Breach of condition of lease
Breach of a condition of a lease gives the landlord an inherent right to re-enter.
But the landlord must be careful to distinguish between a condition and a covenant.
Breach of covenant in a lease
A breach of covenant in a lease will only give rise to a right to re-enter if the covenant broken has a proviso for re-entry.
Before forfeiture can take place a ‘section 14’ notice must be served unless forfeiture is occurring for non payment of rent. In this case there is no need for a ‘section 14’ notice.
This notice calls upon the tenant to remedy the breach within a reasonable time.
If the notice is served and the time specified in the notice has elapsed without the remedy of the breach, a demand is again made for possession and the landlord may re-enter if it can be done without the use of force.
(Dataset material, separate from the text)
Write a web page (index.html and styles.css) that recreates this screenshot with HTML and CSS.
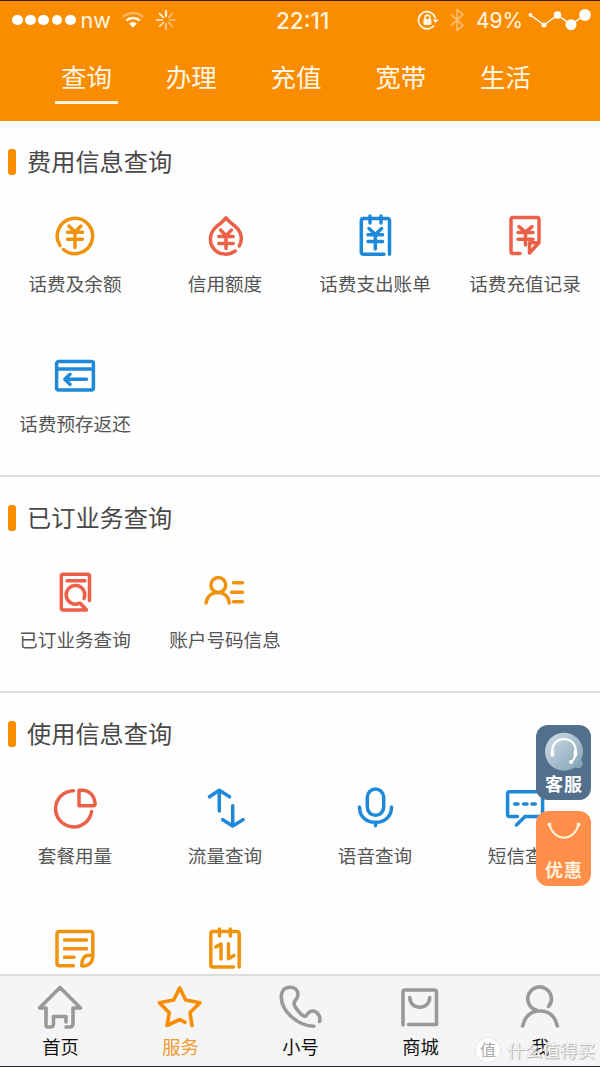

There is a statutory prohibition on the use of force.
Ejectment civil bill on title
If the landlord can not re-enter peaceably the landlord’s remedy is to issue an ejectment civil bill and seek an order for possession in court.
Relief against forfeiture
There are 2 reliefs for the tenant to prevent forfeiture of the lease-statutory and equitable.
Section 14(2) Conveyancing Act 1881 allows the tenant to apply to court for relief-it is then at the discretion of the court and there are no fixed rules for the court in exercising its discretion.
A sub-lessee will get statutory relief and his sub-lease will continue as if the superior landlord was the immediate lessor.
The Landlord and Tenant(Ground Rents) Act 1978 provides that forfeiture can not occur by reason of failure to pay ground rent in the case of a house where the tenant is entitled to buy out the freehold.
In general there is no statutory relief where the landlord forfeits the lease for non-payment of rent.
Courts may use its equitable discretion to grant relief to the tenant, even for non-payment of rent, if it would appear to be just to do so.
Courts lean against forfeiture for non payment of rent and tend to give tenant’s plenty of opportunity to pay up. But it will look at the conduct of the parties prior to going to court.
Effluxion of time
Where the term of a lease is up there is no need to serve a notice. A letter prior prior to the end of term pointing up the end of the term and demanding possession will suffice.
The court has jurisdiction under certain legislation to terminate a tenancy.
Exercise of an option (break clauses) in a lease
Commercial leases often have break clauses entitling either party to terminate prematurely.
It may still prove necessary to go to court, even after ending the lease by one of the methods outlined above.
Ejectment Civil Bill on Title Based on Forfeiture
The landlord’s claim is based on the fact that the tenancy has ended by forfeiture and the tenant has no right to retain possession. This is a very common procedure, especially where non-payment of rent has occurred.
The landlord may need to go to court a number of times to establish a poor track record of the tenant as the court is very reluctant to grant possession first time for non payment of rent.
Ejectment for non payment of rent
This is based on Deasy’s Act,1860. The huge disadvantage is that the landlord must wait until one years rent is due-not very popular method for this reason.
Ejectment Civil Bill for overholding
This is used following service of a notice to quit or where the original lease has ended and the tenant remains in possession.
From the tenant’s perspective under the Landlord and Tenant Act 1980 he must now serve notice to seek relief, that is to seek a renewal of the lease) within a certain period following service of the notice to quit.